§ **Required work**
All lines holding the string "image" are to be shown.

──────── Recorded data

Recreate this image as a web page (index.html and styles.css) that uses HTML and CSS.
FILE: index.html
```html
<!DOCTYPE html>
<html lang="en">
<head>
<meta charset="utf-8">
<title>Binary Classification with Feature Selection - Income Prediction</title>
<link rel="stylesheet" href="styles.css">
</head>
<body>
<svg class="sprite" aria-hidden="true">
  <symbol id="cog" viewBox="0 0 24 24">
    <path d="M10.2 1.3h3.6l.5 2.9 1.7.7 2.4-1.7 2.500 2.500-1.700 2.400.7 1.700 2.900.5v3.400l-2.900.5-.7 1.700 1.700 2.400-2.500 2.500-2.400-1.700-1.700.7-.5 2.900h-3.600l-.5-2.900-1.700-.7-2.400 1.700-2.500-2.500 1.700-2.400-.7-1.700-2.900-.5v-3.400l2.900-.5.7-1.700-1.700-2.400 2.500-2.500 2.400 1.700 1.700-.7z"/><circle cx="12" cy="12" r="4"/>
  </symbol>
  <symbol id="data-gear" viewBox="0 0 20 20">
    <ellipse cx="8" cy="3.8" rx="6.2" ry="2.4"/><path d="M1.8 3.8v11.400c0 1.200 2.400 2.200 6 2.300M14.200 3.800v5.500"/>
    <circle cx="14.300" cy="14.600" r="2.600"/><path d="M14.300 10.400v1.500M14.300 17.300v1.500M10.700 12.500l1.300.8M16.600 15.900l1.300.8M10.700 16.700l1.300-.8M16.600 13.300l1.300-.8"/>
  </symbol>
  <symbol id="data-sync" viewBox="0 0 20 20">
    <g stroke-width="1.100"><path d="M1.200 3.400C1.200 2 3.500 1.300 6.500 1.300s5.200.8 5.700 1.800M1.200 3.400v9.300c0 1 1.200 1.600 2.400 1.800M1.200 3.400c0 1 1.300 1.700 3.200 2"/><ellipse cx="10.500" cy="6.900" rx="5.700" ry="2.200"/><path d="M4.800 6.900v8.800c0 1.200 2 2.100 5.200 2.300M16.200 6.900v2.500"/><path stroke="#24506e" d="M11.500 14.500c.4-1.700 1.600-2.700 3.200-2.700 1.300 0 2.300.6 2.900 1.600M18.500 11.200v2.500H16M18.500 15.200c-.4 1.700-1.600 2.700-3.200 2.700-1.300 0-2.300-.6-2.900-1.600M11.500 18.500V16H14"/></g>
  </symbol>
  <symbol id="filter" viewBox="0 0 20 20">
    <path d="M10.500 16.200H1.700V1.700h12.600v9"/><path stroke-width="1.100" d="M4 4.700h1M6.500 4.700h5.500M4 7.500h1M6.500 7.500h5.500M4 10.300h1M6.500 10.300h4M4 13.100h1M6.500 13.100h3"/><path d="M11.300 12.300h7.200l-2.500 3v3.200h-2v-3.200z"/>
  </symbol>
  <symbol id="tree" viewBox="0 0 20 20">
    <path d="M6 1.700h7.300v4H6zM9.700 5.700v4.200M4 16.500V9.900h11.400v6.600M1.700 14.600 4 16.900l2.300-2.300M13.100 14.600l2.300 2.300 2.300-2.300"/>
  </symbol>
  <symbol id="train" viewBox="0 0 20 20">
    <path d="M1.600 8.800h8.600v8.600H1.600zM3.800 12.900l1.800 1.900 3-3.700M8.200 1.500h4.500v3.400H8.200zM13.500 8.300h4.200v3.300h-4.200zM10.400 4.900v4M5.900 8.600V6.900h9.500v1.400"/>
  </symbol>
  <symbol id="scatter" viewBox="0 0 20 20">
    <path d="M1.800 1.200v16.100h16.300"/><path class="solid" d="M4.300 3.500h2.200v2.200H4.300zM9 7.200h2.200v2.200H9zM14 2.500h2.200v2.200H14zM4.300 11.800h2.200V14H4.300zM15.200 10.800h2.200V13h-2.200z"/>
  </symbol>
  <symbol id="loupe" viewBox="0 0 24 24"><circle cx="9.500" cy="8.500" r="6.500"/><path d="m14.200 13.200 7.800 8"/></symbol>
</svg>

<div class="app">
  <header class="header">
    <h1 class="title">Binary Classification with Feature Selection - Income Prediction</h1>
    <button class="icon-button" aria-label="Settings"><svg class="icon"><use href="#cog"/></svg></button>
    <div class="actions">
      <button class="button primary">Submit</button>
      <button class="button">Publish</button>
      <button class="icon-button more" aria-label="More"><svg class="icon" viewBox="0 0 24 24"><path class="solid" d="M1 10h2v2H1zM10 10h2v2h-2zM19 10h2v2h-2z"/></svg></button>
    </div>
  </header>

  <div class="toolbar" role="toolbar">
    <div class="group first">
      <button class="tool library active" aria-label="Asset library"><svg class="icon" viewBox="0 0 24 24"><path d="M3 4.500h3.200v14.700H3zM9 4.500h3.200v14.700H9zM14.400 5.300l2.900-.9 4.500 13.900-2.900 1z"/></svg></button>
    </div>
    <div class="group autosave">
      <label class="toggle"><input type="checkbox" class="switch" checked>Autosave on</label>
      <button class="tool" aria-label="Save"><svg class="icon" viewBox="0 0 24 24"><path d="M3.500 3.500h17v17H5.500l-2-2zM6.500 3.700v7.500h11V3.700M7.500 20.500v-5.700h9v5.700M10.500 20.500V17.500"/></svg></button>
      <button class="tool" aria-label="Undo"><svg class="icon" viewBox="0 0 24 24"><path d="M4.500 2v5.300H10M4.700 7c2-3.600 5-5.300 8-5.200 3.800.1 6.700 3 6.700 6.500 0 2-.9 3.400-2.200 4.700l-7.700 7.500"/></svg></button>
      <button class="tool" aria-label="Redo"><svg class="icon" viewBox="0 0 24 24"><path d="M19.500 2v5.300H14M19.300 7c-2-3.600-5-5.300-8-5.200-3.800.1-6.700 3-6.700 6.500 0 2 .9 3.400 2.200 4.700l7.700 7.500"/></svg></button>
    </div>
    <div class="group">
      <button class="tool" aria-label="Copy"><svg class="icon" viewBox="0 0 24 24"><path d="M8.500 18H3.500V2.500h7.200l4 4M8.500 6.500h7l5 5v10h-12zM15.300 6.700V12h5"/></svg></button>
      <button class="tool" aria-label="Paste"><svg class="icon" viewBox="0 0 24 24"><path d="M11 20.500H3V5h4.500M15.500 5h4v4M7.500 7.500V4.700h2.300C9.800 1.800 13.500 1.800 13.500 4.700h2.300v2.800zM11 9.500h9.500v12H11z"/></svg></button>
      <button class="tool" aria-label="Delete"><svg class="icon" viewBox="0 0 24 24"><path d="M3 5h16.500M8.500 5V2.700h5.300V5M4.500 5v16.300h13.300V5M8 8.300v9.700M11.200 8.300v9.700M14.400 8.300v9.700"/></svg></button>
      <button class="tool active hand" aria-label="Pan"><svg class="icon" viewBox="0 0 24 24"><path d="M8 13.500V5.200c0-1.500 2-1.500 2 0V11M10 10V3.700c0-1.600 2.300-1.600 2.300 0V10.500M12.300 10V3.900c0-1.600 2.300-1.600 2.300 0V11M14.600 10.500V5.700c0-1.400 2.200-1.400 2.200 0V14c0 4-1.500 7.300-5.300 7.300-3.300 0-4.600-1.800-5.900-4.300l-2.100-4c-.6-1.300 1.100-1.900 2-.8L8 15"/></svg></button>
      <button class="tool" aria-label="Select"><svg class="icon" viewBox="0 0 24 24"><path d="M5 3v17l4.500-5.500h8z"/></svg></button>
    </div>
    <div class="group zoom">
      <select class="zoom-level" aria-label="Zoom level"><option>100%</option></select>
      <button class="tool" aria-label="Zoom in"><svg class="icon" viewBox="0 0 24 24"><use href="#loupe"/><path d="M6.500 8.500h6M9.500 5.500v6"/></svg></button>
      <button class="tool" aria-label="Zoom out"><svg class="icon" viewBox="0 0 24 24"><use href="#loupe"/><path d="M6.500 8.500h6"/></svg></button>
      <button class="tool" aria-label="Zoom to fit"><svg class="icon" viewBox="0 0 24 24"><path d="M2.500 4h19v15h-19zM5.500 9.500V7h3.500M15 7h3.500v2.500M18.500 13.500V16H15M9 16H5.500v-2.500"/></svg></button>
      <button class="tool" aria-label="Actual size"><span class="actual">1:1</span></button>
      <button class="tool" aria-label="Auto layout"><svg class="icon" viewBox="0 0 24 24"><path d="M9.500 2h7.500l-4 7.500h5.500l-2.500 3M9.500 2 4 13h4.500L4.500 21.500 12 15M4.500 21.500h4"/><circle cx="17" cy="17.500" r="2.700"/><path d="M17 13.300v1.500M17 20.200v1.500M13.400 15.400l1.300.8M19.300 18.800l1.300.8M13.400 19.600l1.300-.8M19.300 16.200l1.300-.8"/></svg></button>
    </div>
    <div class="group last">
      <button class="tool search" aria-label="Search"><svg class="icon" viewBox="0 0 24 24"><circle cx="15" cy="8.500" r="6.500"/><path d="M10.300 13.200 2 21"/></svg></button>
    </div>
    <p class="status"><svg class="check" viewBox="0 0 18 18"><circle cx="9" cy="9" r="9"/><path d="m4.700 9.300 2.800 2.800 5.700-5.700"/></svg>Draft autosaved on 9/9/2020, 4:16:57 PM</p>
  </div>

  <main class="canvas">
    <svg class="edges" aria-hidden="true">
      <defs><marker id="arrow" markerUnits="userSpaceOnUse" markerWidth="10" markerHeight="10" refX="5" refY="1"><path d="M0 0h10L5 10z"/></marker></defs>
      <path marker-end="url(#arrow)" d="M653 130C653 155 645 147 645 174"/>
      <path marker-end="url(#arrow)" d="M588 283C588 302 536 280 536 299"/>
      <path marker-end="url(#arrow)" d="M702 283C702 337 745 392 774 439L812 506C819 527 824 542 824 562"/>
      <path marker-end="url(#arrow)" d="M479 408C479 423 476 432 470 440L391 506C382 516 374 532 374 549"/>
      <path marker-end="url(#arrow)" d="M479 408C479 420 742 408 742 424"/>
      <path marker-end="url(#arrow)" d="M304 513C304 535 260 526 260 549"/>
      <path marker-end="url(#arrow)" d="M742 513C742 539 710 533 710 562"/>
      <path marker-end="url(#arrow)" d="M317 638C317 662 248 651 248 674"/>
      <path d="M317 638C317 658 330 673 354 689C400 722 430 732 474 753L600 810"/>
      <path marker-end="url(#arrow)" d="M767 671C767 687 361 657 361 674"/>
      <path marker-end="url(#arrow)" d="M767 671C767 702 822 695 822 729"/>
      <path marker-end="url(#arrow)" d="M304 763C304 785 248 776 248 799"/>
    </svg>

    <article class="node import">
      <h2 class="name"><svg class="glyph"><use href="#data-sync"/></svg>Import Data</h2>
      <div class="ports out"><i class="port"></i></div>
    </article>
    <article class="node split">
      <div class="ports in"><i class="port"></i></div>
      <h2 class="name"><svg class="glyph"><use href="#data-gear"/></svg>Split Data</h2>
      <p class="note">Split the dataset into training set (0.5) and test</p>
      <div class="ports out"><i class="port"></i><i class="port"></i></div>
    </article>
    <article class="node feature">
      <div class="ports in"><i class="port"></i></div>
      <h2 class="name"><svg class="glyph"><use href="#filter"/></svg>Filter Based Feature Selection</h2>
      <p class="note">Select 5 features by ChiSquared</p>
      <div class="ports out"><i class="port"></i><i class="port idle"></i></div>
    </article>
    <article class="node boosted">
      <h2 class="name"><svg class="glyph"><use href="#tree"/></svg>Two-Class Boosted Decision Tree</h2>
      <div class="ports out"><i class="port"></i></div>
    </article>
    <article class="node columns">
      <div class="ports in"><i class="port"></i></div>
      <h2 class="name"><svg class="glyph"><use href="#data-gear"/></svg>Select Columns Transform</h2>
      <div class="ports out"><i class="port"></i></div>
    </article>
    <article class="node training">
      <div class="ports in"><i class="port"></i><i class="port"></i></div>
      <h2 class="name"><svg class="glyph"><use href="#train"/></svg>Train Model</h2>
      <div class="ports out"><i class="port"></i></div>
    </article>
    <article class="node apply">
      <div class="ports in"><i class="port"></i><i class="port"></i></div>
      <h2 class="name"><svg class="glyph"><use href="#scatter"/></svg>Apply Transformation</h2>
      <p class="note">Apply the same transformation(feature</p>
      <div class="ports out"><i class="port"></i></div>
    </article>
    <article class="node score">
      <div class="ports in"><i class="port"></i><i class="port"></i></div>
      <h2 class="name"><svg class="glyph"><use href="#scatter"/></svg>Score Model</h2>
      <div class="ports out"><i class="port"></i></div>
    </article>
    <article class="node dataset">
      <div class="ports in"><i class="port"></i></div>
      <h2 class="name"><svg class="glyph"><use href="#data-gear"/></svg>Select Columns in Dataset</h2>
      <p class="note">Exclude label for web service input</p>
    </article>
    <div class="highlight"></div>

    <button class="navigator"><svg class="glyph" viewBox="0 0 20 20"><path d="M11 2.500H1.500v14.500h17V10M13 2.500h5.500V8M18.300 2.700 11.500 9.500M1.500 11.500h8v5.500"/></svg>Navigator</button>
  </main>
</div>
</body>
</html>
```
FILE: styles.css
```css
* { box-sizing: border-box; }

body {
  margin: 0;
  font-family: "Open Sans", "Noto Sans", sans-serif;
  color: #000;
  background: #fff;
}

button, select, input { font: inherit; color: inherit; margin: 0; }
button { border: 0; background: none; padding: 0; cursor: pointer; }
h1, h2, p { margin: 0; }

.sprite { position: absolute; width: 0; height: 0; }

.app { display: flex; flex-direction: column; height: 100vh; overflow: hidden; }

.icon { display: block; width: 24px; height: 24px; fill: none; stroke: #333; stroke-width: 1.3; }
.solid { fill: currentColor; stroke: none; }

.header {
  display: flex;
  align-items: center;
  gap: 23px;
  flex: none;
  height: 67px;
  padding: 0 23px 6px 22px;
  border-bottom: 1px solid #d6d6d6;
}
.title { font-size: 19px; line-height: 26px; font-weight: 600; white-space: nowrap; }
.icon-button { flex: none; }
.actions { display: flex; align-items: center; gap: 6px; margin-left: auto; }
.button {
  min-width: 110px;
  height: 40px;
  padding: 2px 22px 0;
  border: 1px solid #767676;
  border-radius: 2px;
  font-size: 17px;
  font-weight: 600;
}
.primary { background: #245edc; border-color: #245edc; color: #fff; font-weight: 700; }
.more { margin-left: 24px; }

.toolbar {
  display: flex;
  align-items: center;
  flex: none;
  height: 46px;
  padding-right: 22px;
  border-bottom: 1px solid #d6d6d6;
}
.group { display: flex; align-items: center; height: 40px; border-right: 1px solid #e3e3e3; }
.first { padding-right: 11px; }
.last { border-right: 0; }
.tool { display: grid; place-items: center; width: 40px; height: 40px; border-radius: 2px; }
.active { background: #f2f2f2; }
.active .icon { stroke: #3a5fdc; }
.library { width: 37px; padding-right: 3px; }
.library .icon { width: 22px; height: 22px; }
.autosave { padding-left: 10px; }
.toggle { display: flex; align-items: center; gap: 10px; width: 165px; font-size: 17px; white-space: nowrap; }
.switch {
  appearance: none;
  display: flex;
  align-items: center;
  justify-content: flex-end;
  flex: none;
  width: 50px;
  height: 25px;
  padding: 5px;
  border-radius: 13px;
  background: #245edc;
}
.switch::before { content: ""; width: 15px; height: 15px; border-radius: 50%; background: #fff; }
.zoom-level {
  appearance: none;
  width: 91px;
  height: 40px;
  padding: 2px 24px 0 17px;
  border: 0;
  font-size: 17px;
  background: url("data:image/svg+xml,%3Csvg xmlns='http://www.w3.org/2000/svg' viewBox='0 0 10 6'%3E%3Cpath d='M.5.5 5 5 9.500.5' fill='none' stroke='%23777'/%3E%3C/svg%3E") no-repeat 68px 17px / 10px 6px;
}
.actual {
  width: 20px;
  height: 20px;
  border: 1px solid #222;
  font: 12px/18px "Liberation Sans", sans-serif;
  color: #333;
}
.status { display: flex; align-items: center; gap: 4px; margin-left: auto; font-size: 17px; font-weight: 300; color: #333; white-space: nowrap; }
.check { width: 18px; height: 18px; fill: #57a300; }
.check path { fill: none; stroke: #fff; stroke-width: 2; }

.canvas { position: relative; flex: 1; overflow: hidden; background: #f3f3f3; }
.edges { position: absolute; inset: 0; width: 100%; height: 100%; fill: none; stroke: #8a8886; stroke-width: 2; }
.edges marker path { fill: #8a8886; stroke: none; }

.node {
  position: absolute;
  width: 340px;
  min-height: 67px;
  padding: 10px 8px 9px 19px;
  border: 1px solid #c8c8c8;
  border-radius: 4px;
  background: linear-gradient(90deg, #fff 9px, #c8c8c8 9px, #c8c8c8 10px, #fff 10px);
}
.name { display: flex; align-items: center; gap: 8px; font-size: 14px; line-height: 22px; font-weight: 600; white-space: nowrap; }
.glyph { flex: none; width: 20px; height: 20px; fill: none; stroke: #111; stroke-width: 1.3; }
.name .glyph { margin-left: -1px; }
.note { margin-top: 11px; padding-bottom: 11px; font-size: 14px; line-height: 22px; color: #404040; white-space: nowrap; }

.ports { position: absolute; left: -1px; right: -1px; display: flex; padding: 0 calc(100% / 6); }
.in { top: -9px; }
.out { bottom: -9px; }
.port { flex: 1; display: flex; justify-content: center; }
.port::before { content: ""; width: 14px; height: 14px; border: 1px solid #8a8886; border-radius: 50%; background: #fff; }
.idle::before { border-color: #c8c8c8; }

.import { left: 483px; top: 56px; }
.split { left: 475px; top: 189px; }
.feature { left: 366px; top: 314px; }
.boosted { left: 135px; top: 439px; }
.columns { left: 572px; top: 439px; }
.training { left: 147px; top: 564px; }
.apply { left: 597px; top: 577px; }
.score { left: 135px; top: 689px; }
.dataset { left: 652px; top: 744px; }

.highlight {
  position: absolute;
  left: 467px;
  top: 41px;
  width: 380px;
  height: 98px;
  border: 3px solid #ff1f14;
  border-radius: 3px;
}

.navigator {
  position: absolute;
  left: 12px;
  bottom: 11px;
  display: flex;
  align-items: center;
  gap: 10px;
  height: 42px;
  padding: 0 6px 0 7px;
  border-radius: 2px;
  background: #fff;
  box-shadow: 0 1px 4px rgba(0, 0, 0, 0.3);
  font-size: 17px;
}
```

────────────────

§ **The response**
Recreate this image as a web page (index.html and styles.css) that uses HTML and CSS.
  background: url("data:image/svg+xml,%3Csvg xmlns='http://www.w3.org/2000/svg' viewBox='0 0 10 6'%3E%3Cpath d='M.5.5 5 5 9.500.5' fill='none' stroke='%23777'/%3E%3C/svg%3E") no-repeat 68px 17px / 10px 6px;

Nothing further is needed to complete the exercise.